A primeira das lagoas naturais que vamos conhecer é a Lagoa Seca. À semelhança das restantes lagoas naturais do planalto da Serra da Estrela, também esta lagoa terá tido uma origem glaciária, ou seja, foi resultante da sobreescavação causada pela passagem das massas de gelo durante última glaciação (saibam mais sobre o efeito das glaciações na Serra da Estrela no site do Estrela Geopark).

Actualmente a Lagoa Seca encontra-se praticamente colmatada de sedimentos, mas funcionando igualmente como um importantíssimo reservatório de água, para além de albergar uma biodiversidade incrível.
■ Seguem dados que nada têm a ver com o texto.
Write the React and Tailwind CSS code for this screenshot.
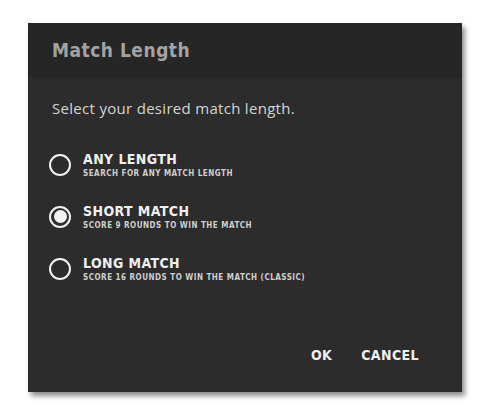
import { useState } from "react";

const OPTIONS = [
  { id: "any", title: "ANY LENGTH", desc: "SEARCH FOR ANY MATCH LENGTH" },
  { id: "short", title: "SHORT MATCH", desc: "SCORE 9 ROUNDS TO WIN THE MATCH" },
  { id: "long", title: "LONG MATCH", desc: "SCORE 16 ROUNDS TO WIN THE MATCH (CLASSIC)" },
];

const din = { fontFamily: '"DejaVu Sans Condensed", "DejaVu Sans", sans-serif' };

function Radio({ checked }) {
  return (
    <span className="w-[22px] h-[22px] rounded-full border-2 border-[#f2f2f2] flex items-center justify-center shrink-0">
      {checked && <span className="w-[13px] h-[13px] rounded-full bg-[#f2f2f2]" />}
    </span>
  );
}

export default function App() {
  const [value, setValue] = useState("short");

  return (
    <div className="w-[490px] h-[416px] bg-white pt-[23px] pl-[28px]">
      <div className="w-[434px] h-[369px] bg-[#2c2c2c] flex flex-col shadow-[3px_4px_5px_rgba(0,0,0,0.45)]">
        <div className="h-[55px] bg-[#262626] flex items-center pl-[24px]">
          <h1 className="text-[19px] font-bold text-[#a3a3a3] tracking-[0.5px]" style={din}>
            Match Length
          </h1>
        </div>
        <div className="flex-1 flex flex-col pl-[24px] pr-[24px]">
          <p
            className="mt-[19px] text-[15px] text-[#d4d4d4] tracking-[0.3px]"
            style={{ fontFamily: '"Open Sans", sans-serif' }}
          >
            Select your desired match length.
          </p>
          <div className="mt-[30px] -ml-[3px] flex flex-col gap-[22px]">
            {OPTIONS.map((o) => (
              <button
                key={o.id}
                onClick={() => setValue(o.id)}
                className="flex items-center gap-[12px] text-left"
              >
                <Radio checked={value === o.id} />
                <span className="flex flex-col" style={din}>
                  <span className="text-[14px] font-bold leading-[18px] text-[#f0f0f0] tracking-[0.4px]">
                    {o.title}
                  </span>
                  <span className="text-[8px] font-bold leading-[12px] text-[#cfcfcf] tracking-[0.5px]">
                    {o.desc}
                  </span>
                </span>
              </button>
            ))}
          </div>
          <div className="mt-auto mb-[26px] flex justify-end gap-[29px] pr-[19px]" style={din}>
            <button className="text-[14px] font-bold text-[#f0f0f0] tracking-[0.4px]">OK</button>
            <button className="text-[14px] font-bold text-[#f0f0f0] tracking-[0.4px]">CANCEL</button>
          </div>
        </div>
      </div>
    </div>
  );
}
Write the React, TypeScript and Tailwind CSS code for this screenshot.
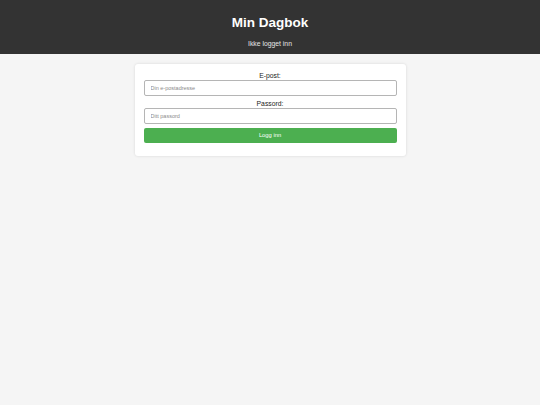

Na verdade, são as zonas húmidas como esta que mais contribuem para a recarga dos aquíferos subterrâneos, funcionando como autênticas esponjas gigantes e permitindo que as fontes e os rios que nascem na Serra possam correr todo o ano.

Lagoas da Estrela - Lagoa Seca
Vista sobre a Lagoa Seca

Lagoa Redonda

Seguindo caminho pela nossa vereda, agora em subida suave, rapidamente chegamos à Lagoa Redonda. Encaixada num pequeno anfiteatro natural, também originado pela acção transformadora dos glaciares, a Lagoa Redonda é uma das mais intocadas lagoas naturais da Serra da Estrela

De modo a manter este local livre de perturbação, mantenham-se sempre na vereda sinalizada e observem (ou fotografem) à distância. 

O terreno agora ficará um pouco mais irregular e a nossa vereda terá que ir contornando essas dificuldades que nos surgem ao caminho. Regra geral, a vereda é bastante perceptível e as mariolas que vão surgindo aqui e acolá ajudam à orientação, mesmo em dias de menor visibilidade por causa da neve ou do nevoeiro. Afinal de contas, as mariolas são marcações do território usadas desde tempos imemoriais por pastores e todos os outros que caminham nas montanhas.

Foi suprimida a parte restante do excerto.